Task statement: Set down all of the data that follows word for word, without the images.

— begin Supplied material —

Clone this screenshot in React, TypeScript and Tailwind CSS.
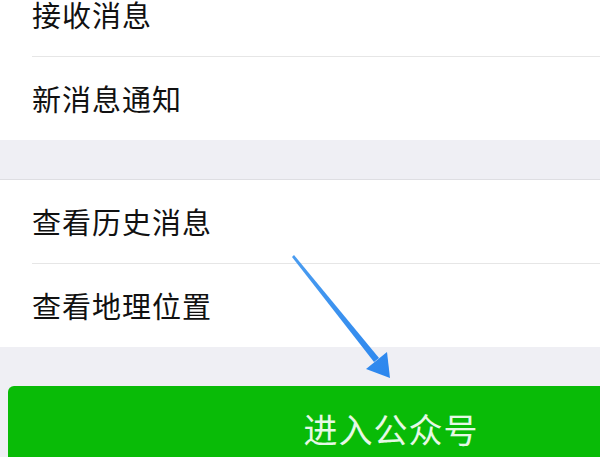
import React from "react";

const font = { fontFamily: '"Noto Sans CJK SC", "Noto Sans", sans-serif' };

function Row({ text }: { text: string }) {
  return (
    <div className="h-[83px] flex items-center pl-[32px] text-[29px] tracking-[1px] text-[#111]">
      {text}
    </div>
  );
}

function Divider() {
  return (
    <div className="pl-[32px] bg-white">
      <div className="h-px bg-[#e6e6e6]" />
    </div>
  );
}

export default function App() {
  return (
    <div className="relative w-[600px] h-[457px] overflow-hidden bg-[#efeff4]" style={font}>
      <div className="bg-white -mt-[27px]">
        <Row text="接收消息" />
        <Divider />
        <Row text="新消息通知" />
      </div>
      <div className="h-[40px] border-b border-[#dedee2]" />
      <div className="bg-white">
        <Row text="查看历史消息" />
        <Divider />
        <Row text="查看地理位置" />
      </div>
      <div className="h-[39px]" />
      <div className="ml-[8px] w-[766px] h-[84px] rounded-[6px] bg-[#09bb07] flex items-center justify-center text-[34px] text-white/90 tracking-[1px]">
        进入公众号
      </div>
      <svg className="absolute left-0 top-0" width="600" height="457" viewBox="0 0 600 457">
        <defs>
          <linearGradient id="ag" x1="293" y1="256" x2="390" y2="378" gradientUnits="userSpaceOnUse">
            <stop offset="0" stopColor="#4a9cf0" />
            <stop offset="1" stopColor="#2b86ee" />
          </linearGradient>
        </defs>
        <polygon points="292,257 294,255 379,358 374,362" fill="url(#ag)" />
        <polygon points="390,378 366,369 387,352" fill="url(#ag)" />
      </svg>
    </div>
  );
}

— end Supplied material —

Reply:
Clone this screenshot in React, TypeScript and Tailwind CSS.
import React from "react";

const font = { fontFamily: '"Noto Sans CJK SC", "Noto Sans", sans-serif' };

function Row({ text }: { text: string }) {
  return (
    <div className="h-[83px] flex items-center pl-[32px] text-[29px] tracking-[1px] text-[#111]">
      {text}
    </div>
  );
}

function Divider() {
  return (
    <div className="pl-[32px] bg-white">
      <div className="h-px bg-[#e6e6e6]" />
    </div>
  );
}

export default function App() {
  return (
    <div className="relative w-[600px] h-[457px] overflow-hidden bg-[#efeff4]" style={font}>
      <div className="bg-white -mt-[27px]">
        <Row text="接收消息" />
        <Divider />
        <Row text="新消息通知" />
      </div>
      <div className="h-[40px] border-b border-[#dedee2]" />
      <div className="bg-white">
        <Row text="查看历史消息" />
        <Divider />
        <Row text="查看地理位置" />
      </div>
      <div className="h-[39px]" />
      <div className="ml-[8px] w-[766px] h-[84px] rounded-[6px] bg-[#09bb07] flex items-center justify-center text-[34px] text-white/90 tracking-[1px]">
        进入公众号
      </div>
      <svg className="absolute left-0 top-0" width="600" height="457" viewBox="0 0 600 457">
        <defs>
          <linearGradient id="ag" x1="293" y1="256" x2="390" y2="378" gradientUnits="userSpaceOnUse">
            <stop offset="0" stopColor="#4a9cf0" />
            <stop offset="1" stopColor="#2b86ee" />
          </linearGradient>
        </defs>
        <polygon points="292,257 294,255 379,358 374,362" fill="url(#ag)" />
        <polygon points="390,378 366,369 387,352" fill="url(#ag)" />
      </svg>
    </div>
  );
}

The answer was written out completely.